I pray that God will grant me one more blessing – to have one more conversation with my mom even if it’s in a dream. I would tell her I regret not voicing my depth of love for her, or how much I admire her incredible strength through adversity and that she’s the smartest person I have ever known. I would also tell her how much I regret the stupid, silly things I said that were hurtful to her. To be embraced in her loving arms, feel her warmth and lovely smell – oh, what I would give.

Things that have helped me through my journey:

• to have my brother step up [keeping his promise to my mom] and be part of my life again. How nice to have the opportunity to get to know my brother now that we are mature.
• knowing that I’m not alone feeling this deep gut wrenching grief. I thought something was wrong with me that I should be handling my grief better or more maturely. I thought that everyone else had it so together and that only I couldn’t move forward. Then a coworker confided in me about her experience with the death of her parents.
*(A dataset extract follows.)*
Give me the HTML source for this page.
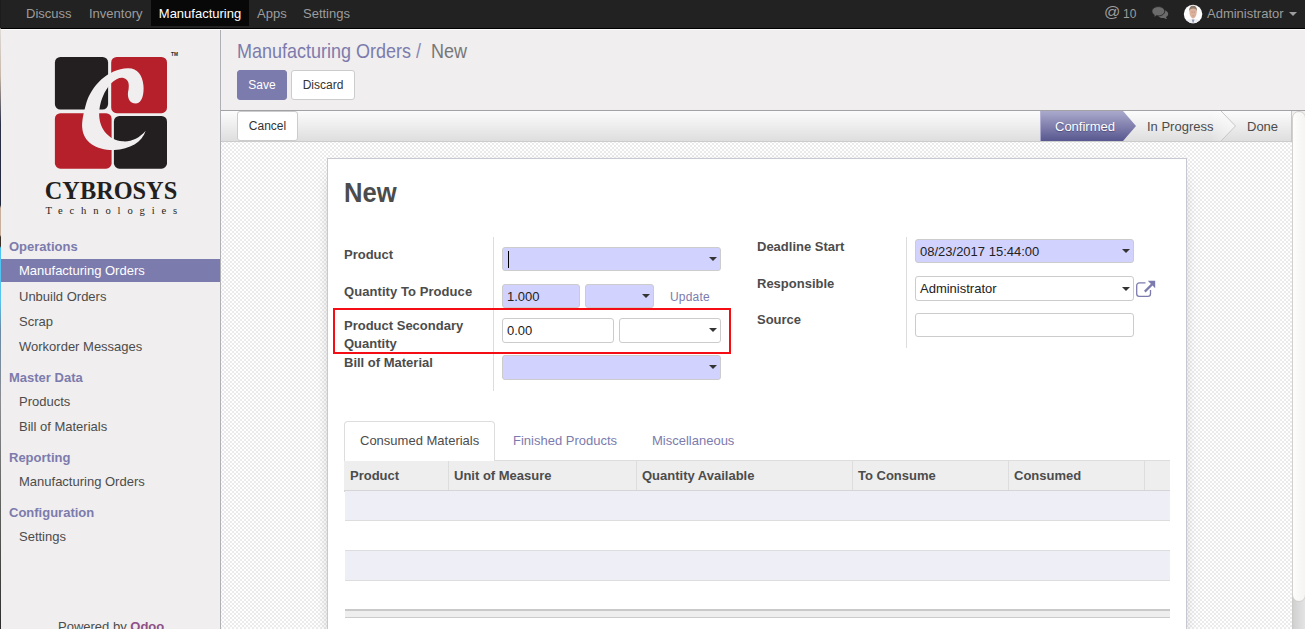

I learned that I’m not alone. It was a very freeing moment for me that it is o.k. that I grieve.
• find someone that you can talk to and will listen and doesn’t judge your grief – someone that won’ttell you:
o it’s time to move on with your life;
o it doesn’t matter how many times you get knocked down, it’s how many times you keep getting back up;
o keep a stiff upper lip;
o you need to be strong;
• a social worker that I connected with
• it is normal to feel regret – things I said or didn’t say. Whenever I feel overwhelmed with regret, I learned to say “I was a good daughter except for when I wasn’t”. This simple phrase helps lessen the unrealistic perfection I have of myself. This phrase I learned from my social worker. I tell everyone now, please tell your loved ones how much they mean to you all the time/every day. Even when you are mad at them – tell them I love you no matter what.
• spirituality – no matter what religion or faith. The thought of my mom in a far better place than Earth (no pain/illness, experiencing unbelievable joy of being reunited with loved ones) – gives me great solace. And, the thought of being reunited with her calms my fears of being parted.
• reading books/stories of people who have experienced death and come back – “Heaven is for Real” (child’s point of view), “Proof of Heaven” (Neurosurgeon’s experience)
• to be alone to process the impact of my loss and what I want to do with my life. Sometimes friends and family members feel helpless in how to comfort or assist me with my grief and they try to keep me busy. It’s o.k. to tell friends how much their thoughtfulness is appreciated, but I need alone time to figure things out.
• there is no time table for grief
• there is no right or wrong way to grieve. This is my grief and someone else’s way of processing theirs is different than mine.
• my eyes are wide open to the smallest miracles. I notice things now that I would never have seen before my mother’s passing.
• it’s o.k. to cry openly and in front of people. Our emotions are what makes us human.
• how blessed I was to have my mom for a mom. How sad that other mothers and daughters don’t get to experience the unique bond that I had with my mom.